I agree with almost every provision of this bill. It makes me bonkers when people weasel out of responsibility by saying that they didn't mean to hurt anyone with some horrific thing that they did. Talk about a standard set by men, which many women also use to excuse their harmful impact.
https://tlaib.house.gov/justice-for-all
_________
I have some questions.
1. I think there has to be some qualified immunity for government employees. You can't ask police officers to put themselves in danger every day and make them choose between killing someone who really is threatening them and being killed rather than to risk losing their jobs and going to jail.
A lot of police officers are stupid; they know it and they resent it. They are asked to protect a world that they know very little about when they start their careers. That's a cruel thing that the system does to police officers, sends them out there to figure everything out on their own other than how to hurt people. Training people to be beasts is dehumanizing.
Also, crime and its factors are complex and infinitely variable. It has to be upsetting for police officers when they walk into situations that they're neither trained to deal with nor have the psychosocial flexibility to adapt to. They won't admit to being upset, because policing is traditionally macho, so they look for the simplest answers. Power is always the simplest answer.
Why don't you work on raising the requirements to be a police officer and creating a lot more oversight? A more humanistic education could help. Also, the prospect of years of explanatory paperwork, and facing strict inquiries, can do a lot to deter people from unnecessary violence and prompt them to work harder at the peaceful resolution of crises. There's also a lot of job satisfaction to be gained from knowing how to negotiate; I think that the result will be a much more effective police force.
The police cannot be abolished.
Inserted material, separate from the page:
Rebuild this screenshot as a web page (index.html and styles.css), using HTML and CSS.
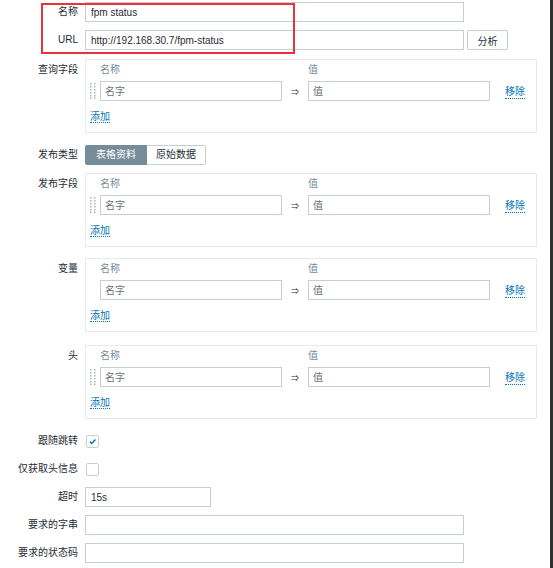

You try spending a few nights outside with nothing other than your phone to protect you and then you can let me know what you think about that.
2. I agree that employers have to be responsible for their work environments. However, I think that there need to be gradations of responsibility; no supervisor can be everywhere at once and there is never a guarantee that an employee won't be a disaster or that a customer or other employees won't lie. Work can be boring and there's always someone to pick on.
_____________
My main concerns if Vice President Biden is elected are, so far:
1. The safety of Israel. You and a few others have toned it down as the election has approached; is the safety of Israel going to be an issue as of tomorrow morning?
2. Keeping the entertainment industry out of the White House and out of politics as much as possible. The extent to which that does not now seem possible is very depressing.
3. Confronting dictators and human rights abuses in foreign countries.
4. Confronting illness, starvation and economic disparity in foreign countries, so that less humanitarian aid is needed over time.
I am very poor, but I am not starving and have never been in danger of starving. Also, the pandemic has proven to a lot of people what I already know, which is that the current homeless support system is dysfunctional. That system has to be confronted; its abuses, negligence, waste of time and money and its dishonesty can't continue. I'm in favor of affordable housing, but only building more affordable housing won't permanently end homelessness. People always need transitional places to live.
What I didn't know before the pandemic is how much my having subsidized housing and a small but consistent subsidized income would make me a nonburden to all of the systems that were suddenly struggling to socially distance and support half a million homeless people. I was sick of not working months ago and have been looking for temporary work that I can do until the place where I was working re-opens. Guaranteed housing and a small amount of guaranteed money to get by did not disincentivize me to work or lead me to the path of drunkenness or other drug addiction. On the contrary, there is nothing more demoralizing than being homeless. Because I was already housed and haven't had to worry about not being able to pay my rent or my bills, I have been a financial, logistical and medical burden to absolutely nobody.
I don't know what the numbers are now for emergency spending on the homeless during the pandemic; what I know is that not a dollar of it had to be spent on me.
Before the pandemic, I never would have suggested that universally guaranteed housing and a universally guaranteed income were good ideas. Now I think that they are, and I think that implementing them immediately would be much less problematic than immediately implementing universal government health insurance. The pharmaceutical industry and its corruption of medical practice have to be confronted before universal health insurance can be passed, or they will bankrupt the government through the human beings that they use as vessels for their greed.
That's in addition to what I've been talking about every day for years. The privacy invasions being perpetrated against the innocent, unsuspecting public on a regular basis without warrants, authority or cause are setting the stage for totalitarianism. It's been very frustrating to try to explain that for years to people who hear or understand little to nothing of what I say, who think of political power as another flattering facet of celebrity which they can use against people whom they don't like, who pityingly or smugly assume that I'm just embarrassed, and who hasten to reassure me or taunt me at whim in their repulsive, manipulative, self-satisfied, CONDESCENDING ignorance.